● **Objective**: Filter the listing below, copying every line in which the word "image" appears.

● **Record set**:
◆ ◆ ◆

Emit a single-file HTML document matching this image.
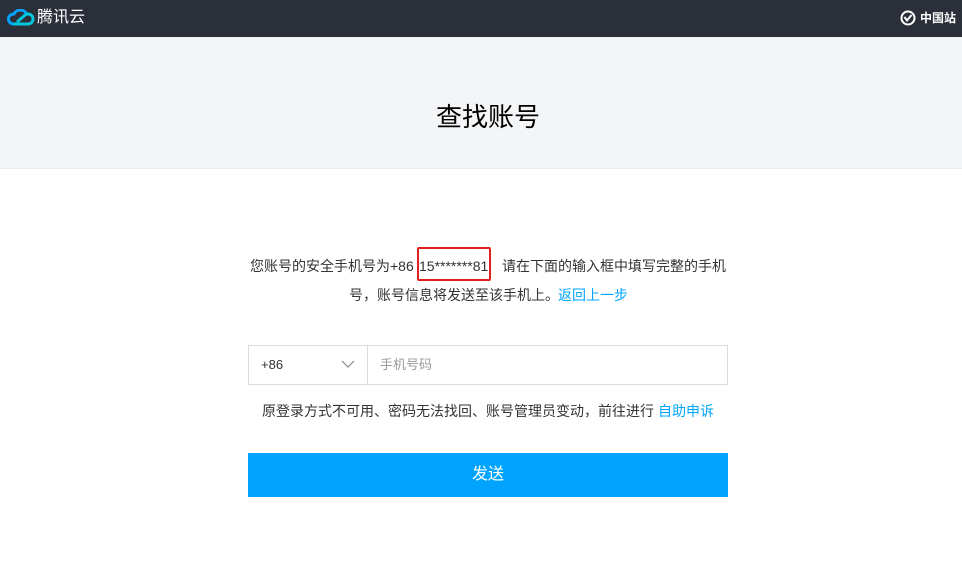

◆ ◆ ◆

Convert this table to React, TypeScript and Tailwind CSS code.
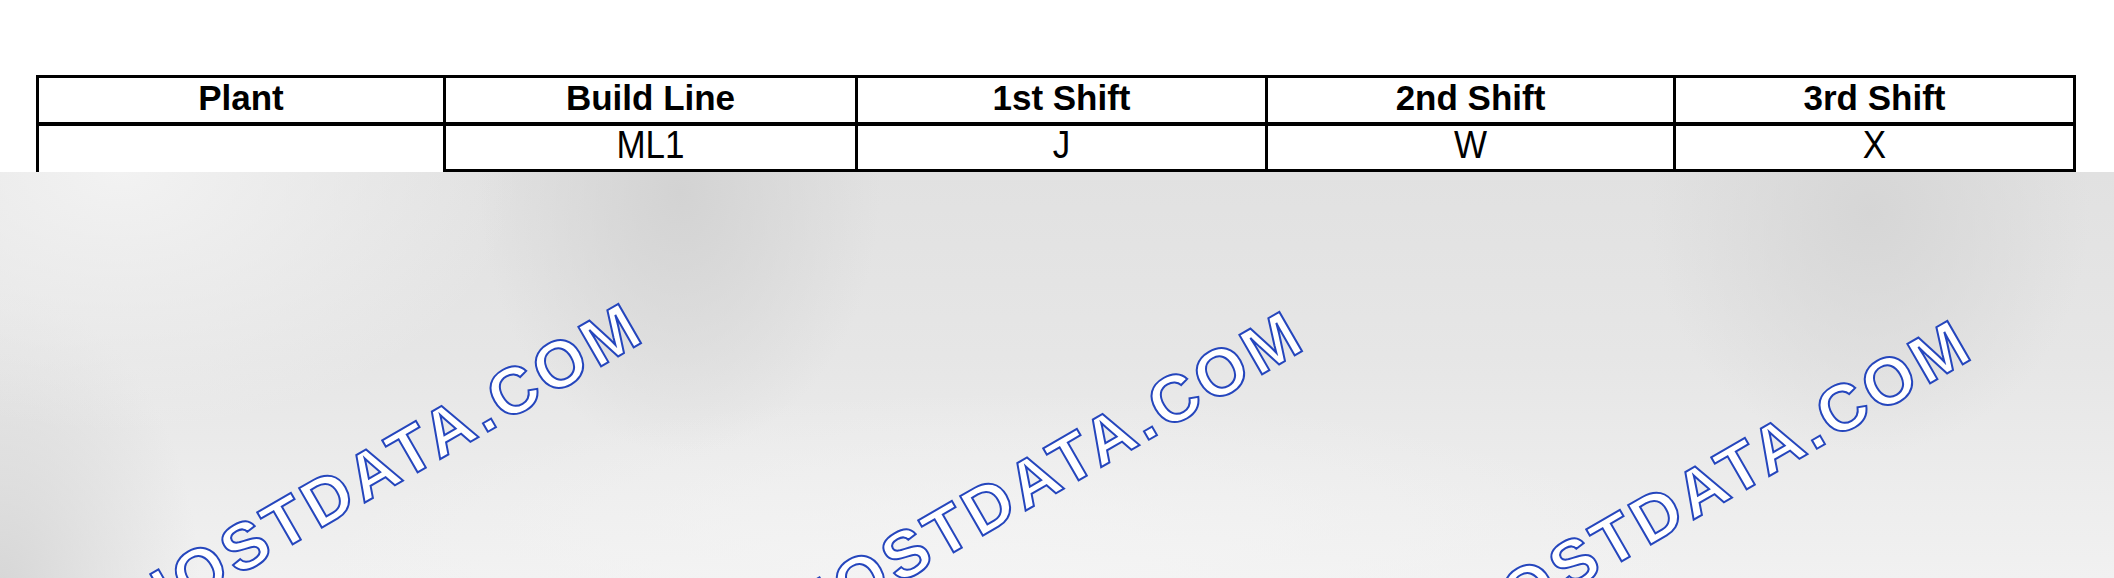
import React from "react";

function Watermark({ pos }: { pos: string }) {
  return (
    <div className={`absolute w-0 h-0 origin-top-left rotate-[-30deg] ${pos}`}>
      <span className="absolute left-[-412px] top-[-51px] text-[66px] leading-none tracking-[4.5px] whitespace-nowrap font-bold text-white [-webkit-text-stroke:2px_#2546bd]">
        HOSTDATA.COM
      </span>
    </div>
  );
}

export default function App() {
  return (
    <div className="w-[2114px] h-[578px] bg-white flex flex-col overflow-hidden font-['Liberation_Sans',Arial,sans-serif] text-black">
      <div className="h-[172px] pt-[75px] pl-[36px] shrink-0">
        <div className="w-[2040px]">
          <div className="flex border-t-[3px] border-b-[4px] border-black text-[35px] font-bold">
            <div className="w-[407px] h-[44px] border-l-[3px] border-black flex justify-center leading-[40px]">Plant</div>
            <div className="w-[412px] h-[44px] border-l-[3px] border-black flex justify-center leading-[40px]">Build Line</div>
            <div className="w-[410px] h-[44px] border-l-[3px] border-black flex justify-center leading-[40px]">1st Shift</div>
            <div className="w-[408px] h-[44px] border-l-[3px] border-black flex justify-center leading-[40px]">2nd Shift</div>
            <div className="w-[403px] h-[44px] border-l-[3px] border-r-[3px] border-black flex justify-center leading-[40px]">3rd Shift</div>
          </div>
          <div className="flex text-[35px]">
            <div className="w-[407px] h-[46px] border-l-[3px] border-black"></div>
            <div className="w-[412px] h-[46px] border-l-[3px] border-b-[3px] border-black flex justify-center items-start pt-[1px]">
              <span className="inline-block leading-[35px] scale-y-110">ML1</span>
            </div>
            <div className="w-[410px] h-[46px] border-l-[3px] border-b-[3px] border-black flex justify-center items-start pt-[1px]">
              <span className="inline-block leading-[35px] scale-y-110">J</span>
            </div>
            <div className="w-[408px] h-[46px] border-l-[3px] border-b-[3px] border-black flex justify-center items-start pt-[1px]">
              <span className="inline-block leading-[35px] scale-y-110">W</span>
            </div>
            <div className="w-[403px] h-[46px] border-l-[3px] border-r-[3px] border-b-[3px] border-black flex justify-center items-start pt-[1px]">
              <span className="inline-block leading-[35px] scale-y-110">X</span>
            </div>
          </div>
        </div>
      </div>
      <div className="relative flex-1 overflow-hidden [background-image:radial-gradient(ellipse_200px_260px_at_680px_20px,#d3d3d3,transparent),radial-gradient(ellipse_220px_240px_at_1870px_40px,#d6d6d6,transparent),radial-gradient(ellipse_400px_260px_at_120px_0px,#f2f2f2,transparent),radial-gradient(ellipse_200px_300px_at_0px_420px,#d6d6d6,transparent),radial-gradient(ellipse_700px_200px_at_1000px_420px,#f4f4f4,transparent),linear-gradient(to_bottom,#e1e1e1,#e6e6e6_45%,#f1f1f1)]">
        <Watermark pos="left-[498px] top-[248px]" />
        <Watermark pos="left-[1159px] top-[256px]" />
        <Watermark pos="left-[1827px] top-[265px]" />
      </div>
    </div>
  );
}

◆ ◆ ◆

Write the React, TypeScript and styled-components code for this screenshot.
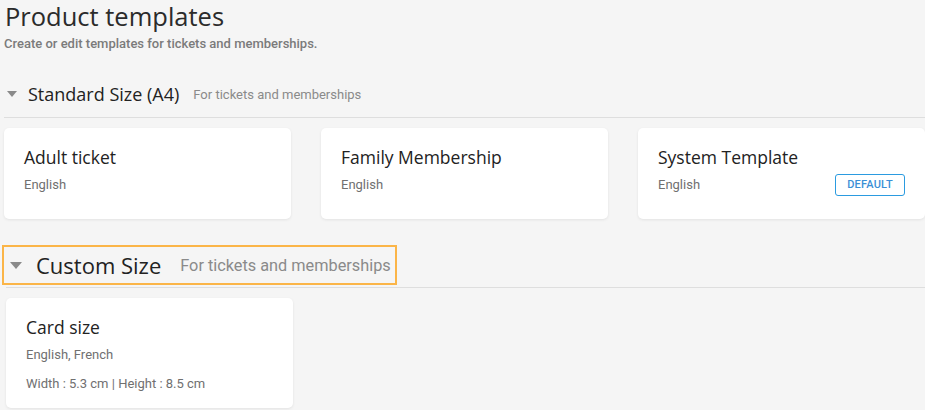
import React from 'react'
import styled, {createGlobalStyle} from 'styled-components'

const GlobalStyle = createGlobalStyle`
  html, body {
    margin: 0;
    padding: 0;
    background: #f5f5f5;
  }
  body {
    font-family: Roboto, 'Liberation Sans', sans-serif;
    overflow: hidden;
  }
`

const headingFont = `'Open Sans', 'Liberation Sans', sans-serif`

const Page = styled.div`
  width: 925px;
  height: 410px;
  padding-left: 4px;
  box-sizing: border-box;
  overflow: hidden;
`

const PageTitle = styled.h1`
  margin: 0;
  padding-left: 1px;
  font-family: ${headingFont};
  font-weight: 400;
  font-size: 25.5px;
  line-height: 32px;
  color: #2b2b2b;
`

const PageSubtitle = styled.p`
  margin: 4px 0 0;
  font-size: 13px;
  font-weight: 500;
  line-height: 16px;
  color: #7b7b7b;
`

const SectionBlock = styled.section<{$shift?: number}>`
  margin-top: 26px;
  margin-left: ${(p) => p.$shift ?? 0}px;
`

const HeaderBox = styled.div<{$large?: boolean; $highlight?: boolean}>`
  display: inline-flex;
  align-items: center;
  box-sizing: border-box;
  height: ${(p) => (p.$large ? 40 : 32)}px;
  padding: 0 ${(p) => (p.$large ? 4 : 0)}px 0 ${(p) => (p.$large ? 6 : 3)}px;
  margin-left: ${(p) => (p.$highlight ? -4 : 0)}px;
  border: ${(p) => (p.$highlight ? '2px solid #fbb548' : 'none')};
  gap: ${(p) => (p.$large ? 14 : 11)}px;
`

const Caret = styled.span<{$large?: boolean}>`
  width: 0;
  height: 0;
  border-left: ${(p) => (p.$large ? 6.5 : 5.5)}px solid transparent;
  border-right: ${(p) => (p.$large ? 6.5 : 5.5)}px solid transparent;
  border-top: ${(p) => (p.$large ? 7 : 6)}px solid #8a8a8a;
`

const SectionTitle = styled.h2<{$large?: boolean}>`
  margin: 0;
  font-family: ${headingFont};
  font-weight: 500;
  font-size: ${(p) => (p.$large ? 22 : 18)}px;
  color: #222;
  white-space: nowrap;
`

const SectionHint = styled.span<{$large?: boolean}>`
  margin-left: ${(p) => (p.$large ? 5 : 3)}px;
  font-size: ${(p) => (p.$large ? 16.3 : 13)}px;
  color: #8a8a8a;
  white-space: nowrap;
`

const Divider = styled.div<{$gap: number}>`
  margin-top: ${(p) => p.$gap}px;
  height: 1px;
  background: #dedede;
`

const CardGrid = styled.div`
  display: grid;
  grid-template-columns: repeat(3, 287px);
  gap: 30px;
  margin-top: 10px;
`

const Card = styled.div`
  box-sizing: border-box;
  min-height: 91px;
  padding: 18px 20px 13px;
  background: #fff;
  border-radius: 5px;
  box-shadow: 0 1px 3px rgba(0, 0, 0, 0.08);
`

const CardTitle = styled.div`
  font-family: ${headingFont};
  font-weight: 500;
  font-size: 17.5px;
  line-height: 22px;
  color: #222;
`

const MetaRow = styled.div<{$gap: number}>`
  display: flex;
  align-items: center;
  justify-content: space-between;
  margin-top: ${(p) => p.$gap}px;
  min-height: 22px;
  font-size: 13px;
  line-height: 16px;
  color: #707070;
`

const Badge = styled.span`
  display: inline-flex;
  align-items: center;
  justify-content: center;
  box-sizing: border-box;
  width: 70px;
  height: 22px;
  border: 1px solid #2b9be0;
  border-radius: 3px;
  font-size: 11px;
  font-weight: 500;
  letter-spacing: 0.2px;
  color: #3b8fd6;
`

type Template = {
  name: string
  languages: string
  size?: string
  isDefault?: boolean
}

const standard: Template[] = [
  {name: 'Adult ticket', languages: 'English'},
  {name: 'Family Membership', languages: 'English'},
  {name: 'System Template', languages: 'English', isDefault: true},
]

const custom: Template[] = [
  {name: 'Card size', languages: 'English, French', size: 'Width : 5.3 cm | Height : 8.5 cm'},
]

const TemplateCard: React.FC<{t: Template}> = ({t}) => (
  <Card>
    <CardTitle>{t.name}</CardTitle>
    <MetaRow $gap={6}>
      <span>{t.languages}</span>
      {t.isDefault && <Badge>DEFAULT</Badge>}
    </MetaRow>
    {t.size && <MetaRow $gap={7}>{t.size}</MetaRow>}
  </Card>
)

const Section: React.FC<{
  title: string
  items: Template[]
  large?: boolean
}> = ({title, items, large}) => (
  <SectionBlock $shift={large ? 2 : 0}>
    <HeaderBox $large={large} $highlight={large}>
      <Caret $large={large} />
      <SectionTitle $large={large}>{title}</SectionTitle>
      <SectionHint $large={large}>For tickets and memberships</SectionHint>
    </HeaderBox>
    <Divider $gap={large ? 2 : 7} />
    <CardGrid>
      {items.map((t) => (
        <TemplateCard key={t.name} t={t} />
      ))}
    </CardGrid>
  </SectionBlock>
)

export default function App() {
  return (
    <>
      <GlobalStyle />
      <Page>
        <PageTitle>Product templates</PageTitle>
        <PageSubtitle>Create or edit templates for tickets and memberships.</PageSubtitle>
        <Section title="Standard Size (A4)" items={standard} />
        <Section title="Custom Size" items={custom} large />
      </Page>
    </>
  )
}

◆ ◆ ◆

● **Completed task**:
Emit a single-file HTML document matching this image.
      <div className="relative flex-1 overflow-hidden [background-image:radial-gradient(ellipse_200px_260px_at_680px_20px,#d3d3d3,transparent),radial-gradient(ellipse_220px_240px_at_1870px_40px,#d6d6d6,transparent),radial-gradient(ellipse_400px_260px_at_120px_0px,#f2f2f2,transparent),radial-gradient(ellipse_200px_300px_at_0px_420px,#d6d6d6,transparent),radial-gradient(ellipse_700px_200px_at_1000px_420px,#f4f4f4,transparent),linear-gradient(to_bottom,#e1e1e1,#e6e6e6_45%,#f1f1f1)]">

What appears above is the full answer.